# SOURCE MATERIAL:

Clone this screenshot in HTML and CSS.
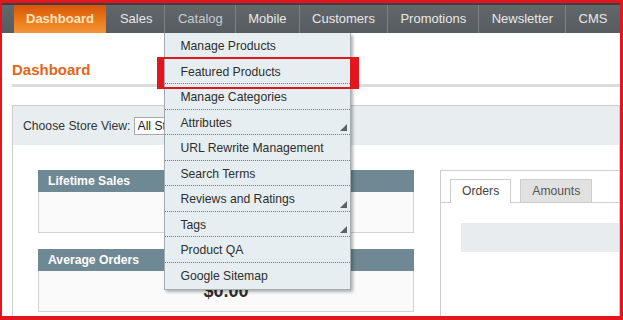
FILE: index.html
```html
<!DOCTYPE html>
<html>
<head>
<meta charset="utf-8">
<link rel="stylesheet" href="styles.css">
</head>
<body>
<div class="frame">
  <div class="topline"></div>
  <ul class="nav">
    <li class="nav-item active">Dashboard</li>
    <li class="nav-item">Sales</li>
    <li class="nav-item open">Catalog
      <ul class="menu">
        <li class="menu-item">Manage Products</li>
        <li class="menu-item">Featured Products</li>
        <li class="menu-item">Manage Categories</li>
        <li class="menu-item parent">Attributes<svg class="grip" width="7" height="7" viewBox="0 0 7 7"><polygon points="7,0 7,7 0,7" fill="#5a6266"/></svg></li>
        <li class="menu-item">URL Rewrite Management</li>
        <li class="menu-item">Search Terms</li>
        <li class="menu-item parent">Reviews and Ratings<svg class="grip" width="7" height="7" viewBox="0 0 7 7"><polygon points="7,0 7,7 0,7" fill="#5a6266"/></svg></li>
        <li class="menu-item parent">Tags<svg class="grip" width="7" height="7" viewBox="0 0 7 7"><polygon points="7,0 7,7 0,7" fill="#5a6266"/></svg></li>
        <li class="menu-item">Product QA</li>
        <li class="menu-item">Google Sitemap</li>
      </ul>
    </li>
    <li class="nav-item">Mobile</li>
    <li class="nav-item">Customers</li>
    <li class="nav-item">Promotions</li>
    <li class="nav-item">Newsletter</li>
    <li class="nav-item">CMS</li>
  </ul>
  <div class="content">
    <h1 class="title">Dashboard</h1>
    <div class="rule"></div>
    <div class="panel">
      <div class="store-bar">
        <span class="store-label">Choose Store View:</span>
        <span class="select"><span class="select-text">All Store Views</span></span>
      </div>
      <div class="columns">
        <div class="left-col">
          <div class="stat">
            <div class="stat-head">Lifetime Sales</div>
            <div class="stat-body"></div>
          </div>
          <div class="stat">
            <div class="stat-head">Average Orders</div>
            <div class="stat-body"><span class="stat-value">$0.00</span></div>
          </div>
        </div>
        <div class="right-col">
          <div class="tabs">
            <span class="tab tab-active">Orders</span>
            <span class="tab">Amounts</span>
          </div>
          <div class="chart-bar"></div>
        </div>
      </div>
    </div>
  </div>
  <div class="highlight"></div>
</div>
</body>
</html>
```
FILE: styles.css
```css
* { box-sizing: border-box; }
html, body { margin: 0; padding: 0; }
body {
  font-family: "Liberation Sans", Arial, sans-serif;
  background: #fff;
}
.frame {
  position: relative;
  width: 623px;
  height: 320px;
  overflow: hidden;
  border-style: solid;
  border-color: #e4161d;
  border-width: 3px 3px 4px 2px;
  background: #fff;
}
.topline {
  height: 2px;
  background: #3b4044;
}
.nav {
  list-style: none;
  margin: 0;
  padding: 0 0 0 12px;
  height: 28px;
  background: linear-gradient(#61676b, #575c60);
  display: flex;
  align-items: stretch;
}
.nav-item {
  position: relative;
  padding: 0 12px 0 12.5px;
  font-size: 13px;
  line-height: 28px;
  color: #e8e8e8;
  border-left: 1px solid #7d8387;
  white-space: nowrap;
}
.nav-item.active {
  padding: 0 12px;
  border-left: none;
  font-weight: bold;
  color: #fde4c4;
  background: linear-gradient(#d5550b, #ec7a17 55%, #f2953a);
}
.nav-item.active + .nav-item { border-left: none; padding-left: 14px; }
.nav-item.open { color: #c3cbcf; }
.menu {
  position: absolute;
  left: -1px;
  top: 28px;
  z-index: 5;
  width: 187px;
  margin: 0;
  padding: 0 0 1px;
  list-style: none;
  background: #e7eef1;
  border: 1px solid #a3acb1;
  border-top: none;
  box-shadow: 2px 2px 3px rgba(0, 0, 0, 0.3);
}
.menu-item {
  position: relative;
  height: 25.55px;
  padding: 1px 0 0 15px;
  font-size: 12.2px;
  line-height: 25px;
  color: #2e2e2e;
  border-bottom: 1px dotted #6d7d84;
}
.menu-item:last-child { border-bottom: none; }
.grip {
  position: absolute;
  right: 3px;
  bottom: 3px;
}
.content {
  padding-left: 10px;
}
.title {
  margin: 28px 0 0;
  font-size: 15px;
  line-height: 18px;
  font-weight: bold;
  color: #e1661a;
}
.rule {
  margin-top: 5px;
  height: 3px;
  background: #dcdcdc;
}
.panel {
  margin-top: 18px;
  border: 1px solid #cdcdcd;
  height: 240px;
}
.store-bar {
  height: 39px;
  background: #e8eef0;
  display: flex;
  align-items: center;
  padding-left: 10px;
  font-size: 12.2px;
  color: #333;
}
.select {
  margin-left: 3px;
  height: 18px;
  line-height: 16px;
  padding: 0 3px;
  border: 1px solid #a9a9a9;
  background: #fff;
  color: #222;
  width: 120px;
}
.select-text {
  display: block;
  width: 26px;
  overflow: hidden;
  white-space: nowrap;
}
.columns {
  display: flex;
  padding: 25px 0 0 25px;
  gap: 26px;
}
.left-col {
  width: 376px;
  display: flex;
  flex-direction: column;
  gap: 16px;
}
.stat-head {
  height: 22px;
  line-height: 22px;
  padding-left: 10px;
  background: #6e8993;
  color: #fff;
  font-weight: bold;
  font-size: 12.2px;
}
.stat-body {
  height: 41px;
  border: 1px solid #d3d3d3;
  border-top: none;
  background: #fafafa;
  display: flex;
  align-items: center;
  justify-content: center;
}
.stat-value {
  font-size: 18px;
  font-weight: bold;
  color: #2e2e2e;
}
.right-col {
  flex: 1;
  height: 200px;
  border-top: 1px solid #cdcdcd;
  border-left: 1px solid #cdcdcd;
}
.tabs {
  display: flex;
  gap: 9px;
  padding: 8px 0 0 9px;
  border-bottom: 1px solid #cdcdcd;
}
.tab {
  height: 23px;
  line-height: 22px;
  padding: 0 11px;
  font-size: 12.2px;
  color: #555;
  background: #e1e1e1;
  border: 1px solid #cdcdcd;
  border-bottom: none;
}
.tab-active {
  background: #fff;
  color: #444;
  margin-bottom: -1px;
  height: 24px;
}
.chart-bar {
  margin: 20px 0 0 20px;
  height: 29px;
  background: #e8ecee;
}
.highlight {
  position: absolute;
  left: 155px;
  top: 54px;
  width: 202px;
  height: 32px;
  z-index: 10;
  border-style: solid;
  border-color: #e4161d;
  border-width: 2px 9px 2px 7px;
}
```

# WRITTEN REQUEST:
Reproduce the data word for word, excluding its pictures.

# SOLUTION BELOW:
Clone this screenshot in HTML and CSS.
FILE: index.html
```html
<!DOCTYPE html>
<html>
<head>
<meta charset="utf-8">
<link rel="stylesheet" href="styles.css">
</head>
<body>
<div class="frame">
  <div class="topline"></div>
  <ul class="nav">
    <li class="nav-item active">Dashboard</li>
    <li class="nav-item">Sales</li>
    <li class="nav-item open">Catalog
      <ul class="menu">
        <li class="menu-item">Manage Products</li>
        <li class="menu-item">Featured Products</li>
        <li class="menu-item">Manage Categories</li>
        <li class="menu-item parent">Attributes<svg class="grip" width="7" height="7" viewBox="0 0 7 7"><polygon points="7,0 7,7 0,7" fill="#5a6266"/></svg></li>
        <li class="menu-item">URL Rewrite Management</li>
        <li class="menu-item">Search Terms</li>
        <li class="menu-item parent">Reviews and Ratings<svg class="grip" width="7" height="7" viewBox="0 0 7 7"><polygon points="7,0 7,7 0,7" fill="#5a6266"/></svg></li>
        <li class="menu-item parent">Tags<svg class="grip" width="7" height="7" viewBox="0 0 7 7"><polygon points="7,0 7,7 0,7" fill="#5a6266"/></svg></li>
        <li class="menu-item">Product QA</li>
        <li class="menu-item">Google Sitemap</li>
      </ul>
    </li>
    <li class="nav-item">Mobile</li>
    <li class="nav-item">Customers</li>
    <li class="nav-item">Promotions</li>
    <li class="nav-item">Newsletter</li>
    <li class="nav-item">CMS</li>
  </ul>
  <div class="content">
    <h1 class="title">Dashboard</h1>
    <div class="rule"></div>
    <div class="panel">
      <div class="store-bar">
        <span class="store-label">Choose Store View:</span>
        <span class="select"><span class="select-text">All Store Views</span></span>
      </div>
      <div class="columns">
        <div class="left-col">
          <div class="stat">
            <div class="stat-head">Lifetime Sales</div>
            <div class="stat-body"></div>
          </div>
          <div class="stat">
            <div class="stat-head">Average Orders</div>
            <div class="stat-body"><span class="stat-value">$0.00</span></div>
          </div>
        </div>
        <div class="right-col">
          <div class="tabs">
            <span class="tab tab-active">Orders</span>
            <span class="tab">Amounts</span>
          </div>
          <div class="chart-bar"></div>
        </div>
      </div>
    </div>
  </div>
  <div class="highlight"></div>
</div>
</body>
</html>
```
FILE: styles.css
```css
* { box-sizing: border-box; }
html, body { margin: 0; padding: 0; }
body {
  font-family: "Liberation Sans", Arial, sans-serif;
  background: #fff;
}
.frame {
  position: relative;
  width: 623px;
  height: 320px;
  overflow: hidden;
  border-style: solid;
  border-color: #e4161d;
  border-width: 3px 3px 4px 2px;
  background: #fff;
}
.topline {
  height: 2px;
  background: #3b4044;
}
.nav {
  list-style: none;
  margin: 0;
  padding: 0 0 0 12px;
  height: 28px;
  background: linear-gradient(#61676b, #575c60);
  display: flex;
  align-items: stretch;
}
.nav-item {
  position: relative;
  padding: 0 12px 0 12.5px;
  font-size: 13px;
  line-height: 28px;
  color: #e8e8e8;
  border-left: 1px solid #7d8387;
  white-space: nowrap;
}
.nav-item.active {
  padding: 0 12px;
  border-left: none;
  font-weight: bold;
  color: #fde4c4;
  background: linear-gradient(#d5550b, #ec7a17 55%, #f2953a);
}
.nav-item.active + .nav-item { border-left: none; padding-left: 14px; }
.nav-item.open { color: #c3cbcf; }
.menu {
  position: absolute;
  left: -1px;
  top: 28px;
  z-index: 5;
  width: 187px;
  margin: 0;
  padding: 0 0 1px;
  list-style: none;
  background: #e7eef1;
  border: 1px solid #a3acb1;
  border-top: none;
  box-shadow: 2px 2px 3px rgba(0, 0, 0, 0.3);
}
.menu-item {
  position: relative;
  height: 25.55px;
  padding: 1px 0 0 15px;
  font-size: 12.2px;
  line-height: 25px;
  color: #2e2e2e;
  border-bottom: 1px dotted #6d7d84;
}
.menu-item:last-child { border-bottom: none; }
.grip {
  position: absolute;
  right: 3px;
  bottom: 3px;
}
.content {
  padding-left: 10px;
}
.title {
  margin: 28px 0 0;
  font-size: 15px;
  line-height: 18px;
  font-weight: bold;
  color: #e1661a;
}
.rule {
  margin-top: 5px;
  height: 3px;
  background: #dcdcdc;
}
.panel {
  margin-top: 18px;
  border: 1px solid #cdcdcd;
  height: 240px;
}
.store-bar {
  height: 39px;
  background: #e8eef0;
  display: flex;
  align-items: center;
  padding-left: 10px;
  font-size: 12.2px;
  color: #333;
}
.select {
  margin-left: 3px;
  height: 18px;
  line-height: 16px;
  padding: 0 3px;
  border: 1px solid #a9a9a9;
  background: #fff;
  color: #222;
  width: 120px;
}
.select-text {
  display: block;
  width: 26px;
  overflow: hidden;
  white-space: nowrap;
}
.columns {
  display: flex;
  padding: 25px 0 0 25px;
  gap: 26px;
}
.left-col {
  width: 376px;
  display: flex;
  flex-direction: column;
  gap: 16px;
}
.stat-head {
  height: 22px;
  line-height: 22px;
  padding-left: 10px;
  background: #6e8993;
  color: #fff;
  font-weight: bold;
  font-size: 12.2px;
}
.stat-body {
  height: 41px;
  border: 1px solid #d3d3d3;
  border-top: none;
  background: #fafafa;
  display: flex;
  align-items: center;
  justify-content: center;
}
.stat-value {
  font-size: 18px;
  font-weight: bold;
  color: #2e2e2e;
}
.right-col {
  flex: 1;
  height: 200px;
  border-top: 1px solid #cdcdcd;
  border-left: 1px solid #cdcdcd;
}
.tabs {
  display: flex;
  gap: 9px;
  padding: 8px 0 0 9px;
  border-bottom: 1px solid #cdcdcd;
}
.tab {
  height: 23px;
  line-height: 22px;
  padding: 0 11px;
  font-size: 12.2px;
  color: #555;
  background: #e1e1e1;
  border: 1px solid #cdcdcd;
  border-bottom: none;
}
.tab-active {
  background: #fff;
  color: #444;
  margin-bottom: -1px;
  height: 24px;
}
.chart-bar {
  margin: 20px 0 0 20px;
  height: 29px;
  background: #e8ecee;
}
.highlight {
  position: absolute;
  left: 155px;
  top: 54px;
  width: 202px;
  height: 32px;
  z-index: 10;
  border-style: solid;
  border-color: #e4161d;
  border-width: 2px 9px 2px 7px;
}
```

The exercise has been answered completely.